Miley Cyrus isn't giving up fighting for gay rights, despite receiving death threats after revealing her "All LOVE is equal" tattoo on Twitter. The 19-year-old daughter of Billy Ray Cyrus recently wrote of her feelings on marriage equality in an essay for Glamour.
Miley Cyrus' gay marriage piece reads in its entirety as follows:
Imagine finding someone you love more than anything in the world, who you would risk your life for but couldn't marry. And you couldn't have that special day the way your friends do — you know, wear the ring on your finger and have it mean the same thing as everybody else. Just put yourself in that person's shoes. It makes me feel sick to my stomach.
When I shared a picture of my tattoo on my Twitter page and said, "All LOVE is equal," a lot of people mocked me — they said, "What happened to you? You used to be a Christian girl!" And I said, "Well, if you were a true Christian, you would have your facts straight. Christianity is about love." The debate resulted in a lot of threats and hate mail to people who agreed and disagreed with me. At one point I had to say, "Dude, everyone lay off."

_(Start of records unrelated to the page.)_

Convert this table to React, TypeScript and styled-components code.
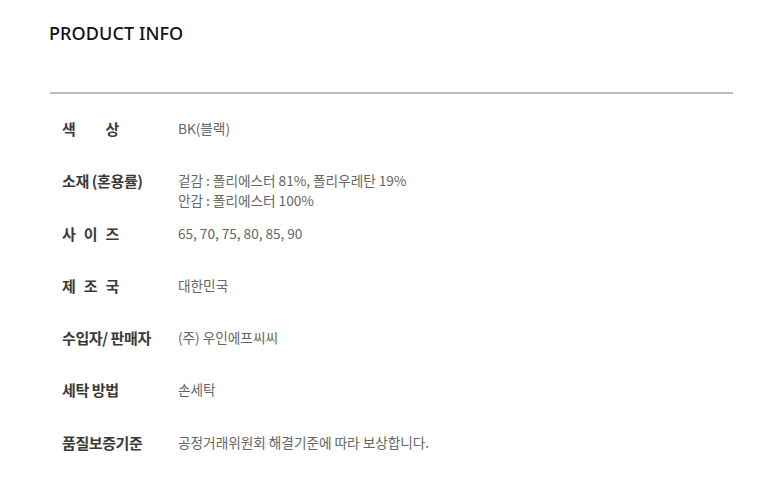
import React from "react";
import styled, { createGlobalStyle } from "styled-components";

const GlobalStyle = createGlobalStyle`
  html, body {
    margin: 0;
    padding: 0;
    background: #fff;
  }
  body {
    font-family: "Noto Sans CJK KR", "Noto Sans", sans-serif;
  }
`;

type Row = {
  label: string;
  spread?: boolean;
  values: string[];
};

const rows: Row[] = [
  { label: "색상", spread: true, values: ["BK(블랙)"] },
  { label: "소재 (혼용률)", values: ["겉감 : 폴리에스터 81%, 폴리우레탄 19%", "안감 : 폴리에스터 100%"] },
  { label: "사이즈", spread: true, values: ["65, 70, 75, 80, 85, 90"] },
  { label: "제조국", spread: true, values: ["대한민국"] },
  { label: "수입자/ 판매자", values: ["(주) 우인에프씨씨"] },
  { label: "세탁 방법", values: ["손세탁"] },
  { label: "품질보증기준", values: ["공정거래위원회 해결기준에 따라 보상합니다."] },
];

const App: React.FC = () => {
  return (
    <>
      <GlobalStyle />
      <Wrapper>
        <Title>PRODUCT INFO</Title>
        <Divider />
        <InfoList>
          {rows.map((row) => (
            <InfoRow key={row.label}>
              <Label spread={row.spread}>
                {row.spread
                  ? row.label.split("").map((ch, i) => <span key={i}>{ch}</span>)
                  : row.label}
              </Label>
              <Value>
                {row.values.map((v) => (
                  <div key={v}>{v}</div>
                ))}
              </Value>
            </InfoRow>
          ))}
        </InfoList>
      </Wrapper>
    </>
  );
};

const Wrapper = styled.div`
  padding: 20px 47px 0 49px;
`;

const Title = styled.h2`
  margin: 0;
  font-family: "Noto Sans", "Liberation Sans", sans-serif;
  font-size: 18px;
  font-weight: 500;
  line-height: 26px;
  color: #111;
  letter-spacing: 0.1px;
`;

const Divider = styled.hr`
  margin: 46px 0 0 1px;
  border: none;
  height: 2px;
  background: #bdbdbd;
`;

const InfoList = styled.div`
  padding: 25px 0 0 13px;
`;

const InfoRow = styled.div`
  display: grid;
  grid-template-columns: 116px 1fr;
  align-items: start;
  height: 52.3px;
`;

const Label = styled.div<{ spread?: boolean }>`
  display: flex;
  justify-content: ${(p) => (p.spread ? "space-between" : "flex-start")};
  width: ${(p) => (p.spread ? "57px" : "auto")};
  font-size: 15px;
  font-weight: 700;
  line-height: 20px;
  color: #3a3a3a;
  letter-spacing: -0.4px;
  white-space: pre;
`;

const Value = styled.div`
  margin-top: -1px;
  font-size: 13.7px;
  line-height: 20px;
  color: #666;
  letter-spacing: -0.05px;
`;

export default App;
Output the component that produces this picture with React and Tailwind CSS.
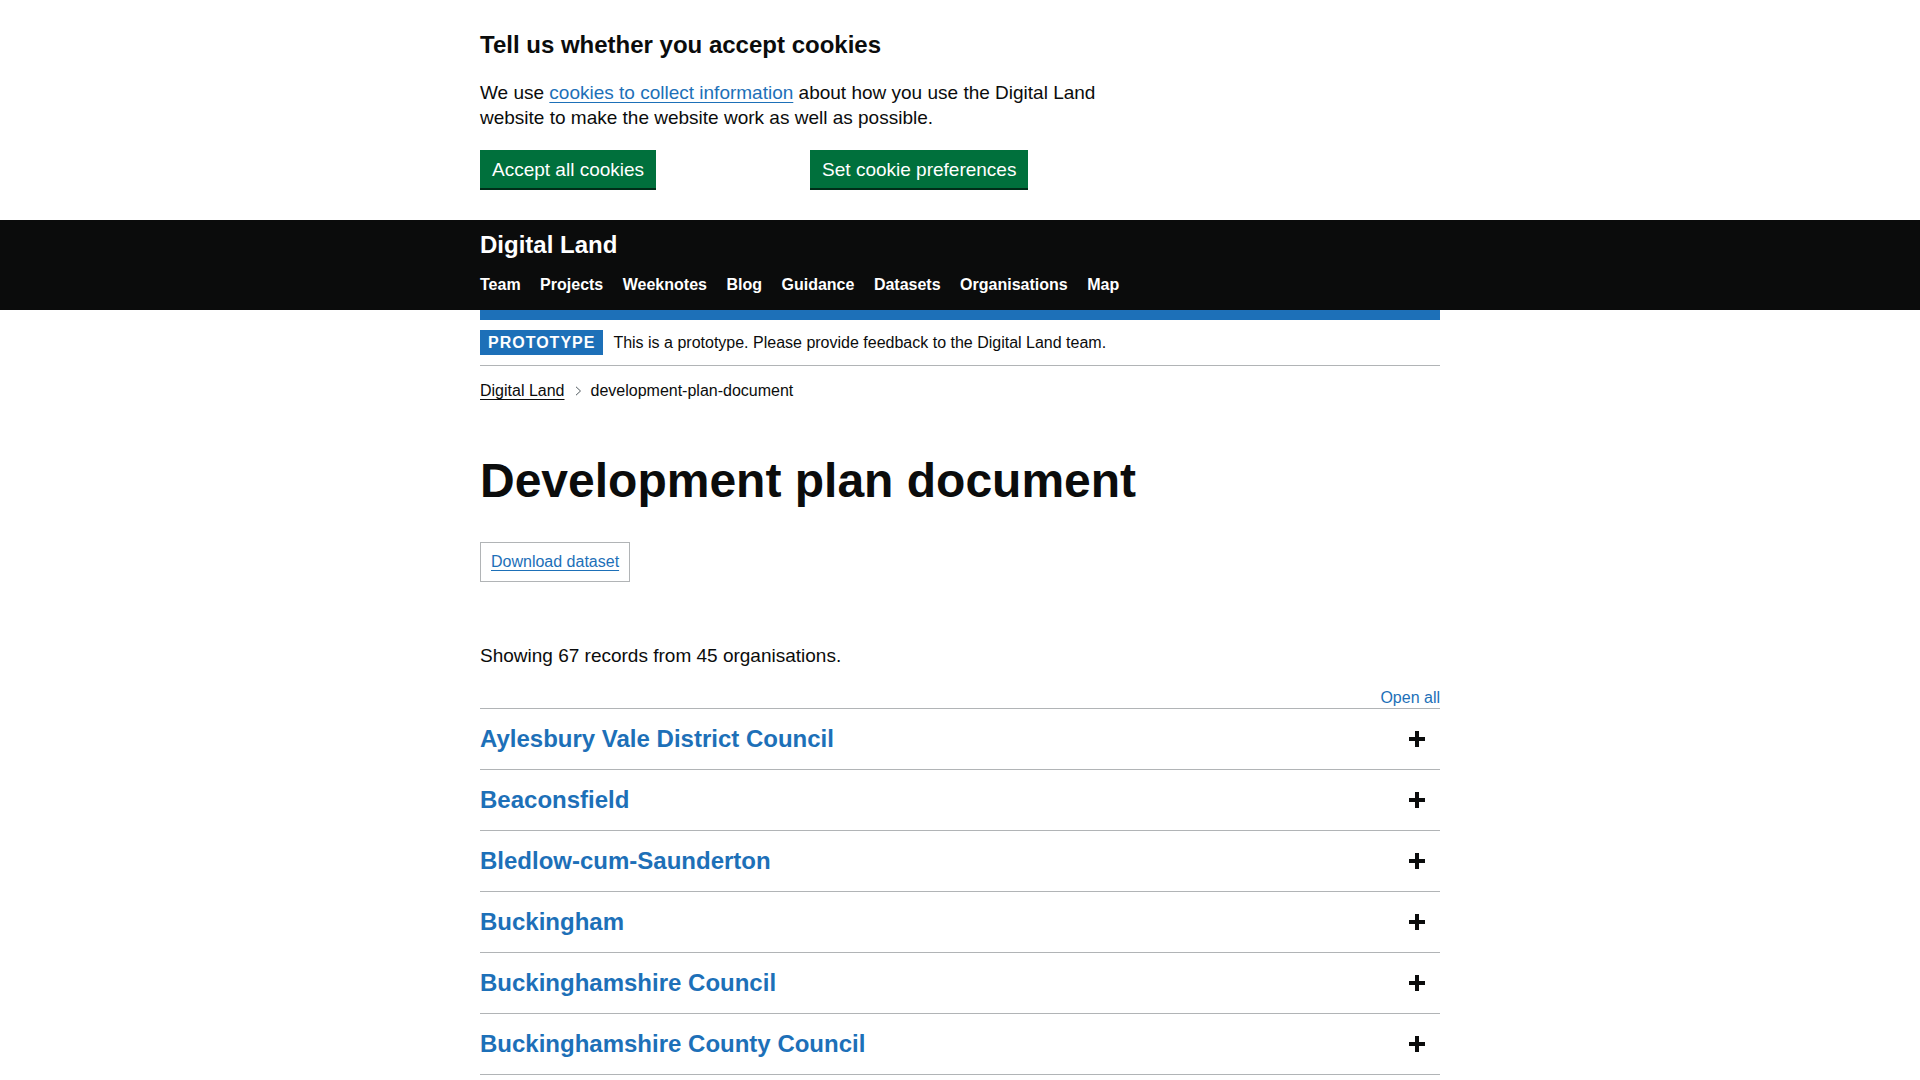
const navItems = ["Team", "Projects", "Weeknotes", "Blog", "Guidance", "Datasets", "Organisations", "Map"];

const organisations = [
  "Aylesbury Vale District Council",
  "Beaconsfield",
  "Bledlow-cum-Saunderton",
  "Buckingham",
  "Buckinghamshire Council",
  "Buckinghamshire County Council",
  "Burnham",
  "Chalfont St Giles",
];

const PlusIcon = () => (
  <svg width="16" height="16" viewBox="0 0 16 16" className="mr-[15px] shrink-0" fill="#0b0c0c">
    <rect x="0" y="6" width="16" height="4" />
    <rect x="6" y="0" width="4" height="16" />
  </svg>
);

const Chevron = () => (
  <svg width="7" height="10" viewBox="0 0 7 10" className="ml-[10px] mr-[9px]" fill="none" stroke="#505a5f" strokeWidth="1">
    <path d="M1 0.8 L5.5 5 L1 9.2" />
  </svg>
);

const CookieBanner = () => (
  <div className="w-[960px] mx-auto pt-[30px] pb-[32px]">
    <h2 className="text-[24px] leading-[30px] font-bold mb-[20px]">Tell us whether you accept cookies</h2>
    <p className="text-[19px] leading-[25px] mb-[20px] w-[630px]">
      We use{" "}
      <a href="#" className="text-[#1d70b8] underline underline-offset-[3px] decoration-1">
        cookies to collect information
      </a>{" "}
      about how you use the Digital Land website to make the website work as well as possible.
    </p>
    <div className="flex">
      <button className="bg-[#00703c] text-white text-[19px] leading-[19px] pt-[8px] pb-[7px] px-[10px] border-2 border-transparent shadow-[0_2px_0_#002d18]">
        Accept all cookies
      </button>
      <button className="ml-[154px] bg-[#00703c] text-white text-[19px] leading-[19px] pt-[8px] pb-[7px] px-[10px] border-2 border-transparent shadow-[0_2px_0_#002d18]">
        Set cookie preferences
      </button>
    </div>
  </div>
);

const Header = () => (
  <>
    <header className="bg-[#0b0c0c] text-white">
      <div className="w-[960px] mx-auto pt-[10px] pb-[15px]">
        <a href="#" className="block text-[24px] leading-[30px] font-bold">Digital Land</a>
        <nav className="mt-[15px] flex gap-[19.5px] text-[16px] leading-[20px] font-bold">
          {navItems.map((item) => (
            <a key={item} href="#">{item}</a>
          ))}
        </nav>
      </div>
    </header>
    <div className="w-[960px] mx-auto h-[10px] bg-[#1d70b8]" />
  </>
);

export default function App() {
  return (
    <div className="min-h-screen bg-white text-[#0b0c0c] font-['Liberation_Sans',Arial,sans-serif]">
      <CookieBanner />
      <Header />
      <div className="w-[960px] mx-auto">
        <div className="flex items-center py-[10px] border-b border-[#b1b4b6]">
          <strong className="bg-[#1d70b8] text-white font-bold text-[16px] leading-[16px] tracking-[1px] pt-[5px] pb-[4px] px-[8px] mr-[10px]">
            PROTOTYPE
          </strong>
          <span className="text-[16px] leading-[20px]">
            This is a prototype. Please provide feedback to the Digital Land team.
          </span>
        </div>

        <div className="mt-[15px] mb-[10px] flex items-center text-[16px] leading-[20px]">
          <a href="#" className="underline underline-offset-[3px] decoration-1">Digital Land</a>
          <Chevron />
          <span>development-plan-document</span>
        </div>

        <main className="pt-[45px] pb-[60px]">
          <h1 className="text-[48px] leading-[50px] font-bold">Development plan document</h1>

          <div className="mt-[36px]">
            <div className="inline-block border border-[#b1b4b6] px-[10px] py-[9px] text-[16px] leading-[20px]">
              <a href="#" className="text-[#1d70b8] underline underline-offset-[3px] decoration-1">Download dataset</a>
            </div>
          </div>

          <p className="mt-[61px] text-[19px] leading-[25px]">Showing 67 records from 45 organisations.</p>

          <div className="mt-[20px] text-right text-[16px] leading-[20px]">
            <button className="text-[#1d70b8]">Open all</button>
          </div>

          <div className="border-t border-[#b1b4b6]">
            {organisations.map((org) => (
              <div key={org} className="flex items-center justify-between py-[15px] border-b border-[#b1b4b6]">
                <h2 className="text-[24px] leading-[30px] font-bold text-[#1d70b8]">{org}</h2>
                <PlusIcon />
              </div>
            ))}
          </div>
        </main>
      </div>
    </div>
  );
}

Can't people have friendly debates about sensitive topics without it turning into unnecessary threats?
I believe every American should be allowed the same rights and civil liberties. Without legalized same-sex marriage, most of the time you cannot share the same health benefits, you are not considered next of kin and you are not granted the same securities as a heterosexual couple. How is this different than having someone sit in the back of the bus because of their skin color?
One day I read online about the head of Urban Outfitters donating to a presidential candidate who does not support equality for everyone. I was shocked and disappointed that a company with such diversity would exclude such a large group of people. I can no longer bring myself to shop there.
We all should be tolerant of one another and embrace our differences. My dad [country singer Billy Ray Cyrus], who is a real man's man, lives on the farm and is as Southern and straight as they come. He loves my gay friends and even supports same-sex marriage. If my father can do it, anyone can.
This is America, the nation of dreams. We're so proud of that. And yet certain people are excluded. It's just not right.